Driving Trump's drop and Fiorina's rise: A debate in which 31% of Republicans who watched said Trump was the loser, and 52% identified Fiorina as the winner.

During the CNN debate, Fiorina clashed with Trump over his personal attacks and their business records and scored points for her condemnation of Planned Parenthood.

The top three contenders underscore a key theme in the 2016 race: In a jam-packed GOP presidential field, the leading candidates are the only ones who have never held political office. [...] Florida Sen. Marco Rubio -- who 14% of Republicans identified as Wednesday's winner, putting him second behind Fiorina -- is now in fourth place with 11% support, up from 3% in a previous poll.

In fifth place is former Florida Gov. Jeb Bush, at 9%. He's followed by Texas Sen. Ted Cruz and former Arkansas Gov. Mike Huckabee at 6% each, Kentucky Sen. Rand Paul at 4%, New Jersey Gov. Chris Christie at 3%, Ohio Gov. John Kasich at 2% and former Pennsylvania Sen. Rick Santorum at 1%. [...] Five other candidates received less than one-half of 1 percentage point support: former Virginia Gov. Jim Gilmore, South Carolina Sen. Lindsey Graham, Louisiana Gov. Bobby Jindal, former New York Gov. George Pataki and Wisconsin Gov. Scott Walker.

Walker's collapse is especially stark.

[...] The CNN/ORC poll was conducted September 17-19 and surveyed 1,006 adult Americans, including 924 registered voters -- 444 of whom are Republicans and independents who lean toward the GOP. The margin of error with the Republican results is plus or minus 4.5 percentage points.

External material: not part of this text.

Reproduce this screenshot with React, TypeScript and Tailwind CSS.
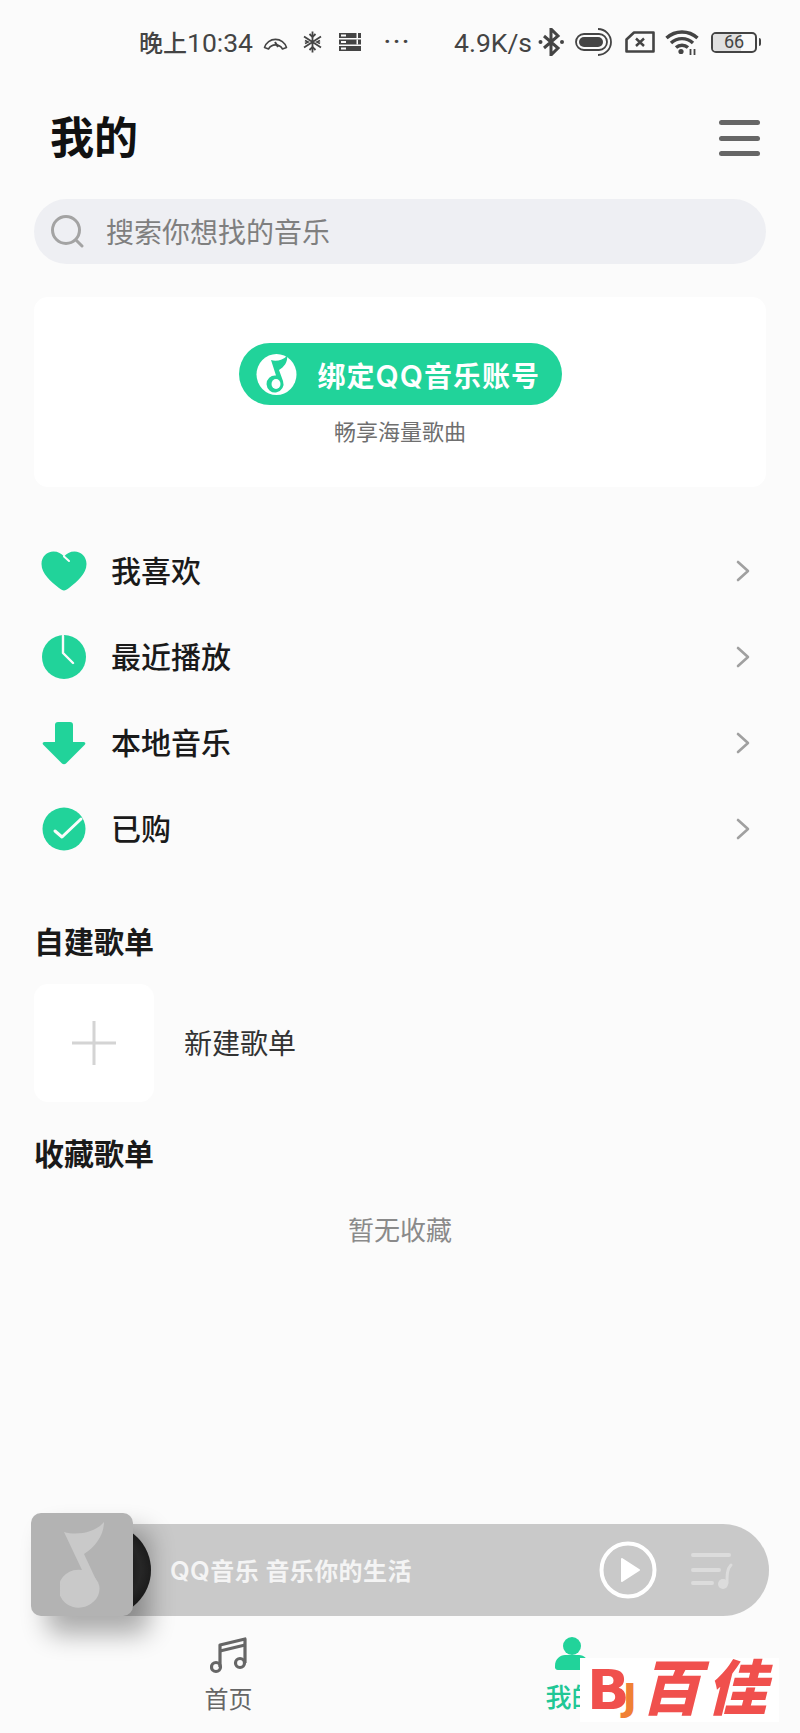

[highlighting added] All the names were there, in that item, which in its headlining and coverage highlighted Fiorina who climbed higher by a questionable stance upon dead fetuses. CNN's item omitted mention of that part of Fiorina's rise, while Brietbart highlighted that aspect of the Fiorina candidacy, in rising to Fiorina's defense. While so vocally staking a stance against abortion in front of millions on TV, nothing was found on the web about her having any particular stance on contraception in general, RU486, or the Hobby Lobby decision, while she has borne no children during two marriages and the course of her pursuing a professional career and the raising of two step-daughters. Wikipedia also reports her present net worth in the mid-eight-figures while linking to her father's biography and career showing she did not bootstrap herself into good fortune, but was born there.

As to ticket punching at the televised-to-millions "debate" and ducking a televised to fewer narrow-issue Iowa fundie event being separate; for some; there is this online here:

LIVE COVERAGE: GOP Presidential Candidates to Speak at Iowa Faith and Freedom Coalition - Posted 5:10 pm, September 19, 2015, by Aaron Hepker, Updated at 05:29pm, September 19, 2015

DES MOINES, Iowa – Eight GOP presidential hopefuls are in Des Moines Saturday to speak at the Iowa Faith and Freedom Coalition’s 15th annual fall family dinner.


The candidates are speaking to an audience of more than 1,000 attendees at the Paul Knapp Center on the Iowa State Fairgrounds.

Former U.S. Senator Rick Santorum, businessman Donald Trump, former Arkansas Governor Mike Huckabee, former New York Governor George Pataki, Lousiana Governor Bobby Jindal, Wisconsin Governor Scott Walker and U.S. Senators Lindsey Graham and Ted Cruz are the events confirmed speakers.

By a process of comparing the televised to millions list vs. the showed up in the fundie hustings list, those ducking can be identified by a process of subtraction.

As to who said what to the Iowa fundies; perhaps I missed items, but YouTube search yielded the following presentations (not being entirely congruent with the above noted published speaker listing):

Huckabee.

Jindal.

Trump.

Cruz.

Mr. Bush appeared, via a surrogate who showed up and repeatedly ducked his head to read a five-minute low-energy prepared text.

If readers know of additional video from that event, comments suggesting YouTube links are welcome.

.............................................
Somewhat separate in scope from the preceding part of the post: Minnesota CD6 GOP-leaning editorial blogging about the so-called debate, Gary Gross, here and here. Opinions can differ; e. g., the term "ticket punching" is absent in Gary's posting, as is the term "fundie." Different people see different things. That is what makes America great [again].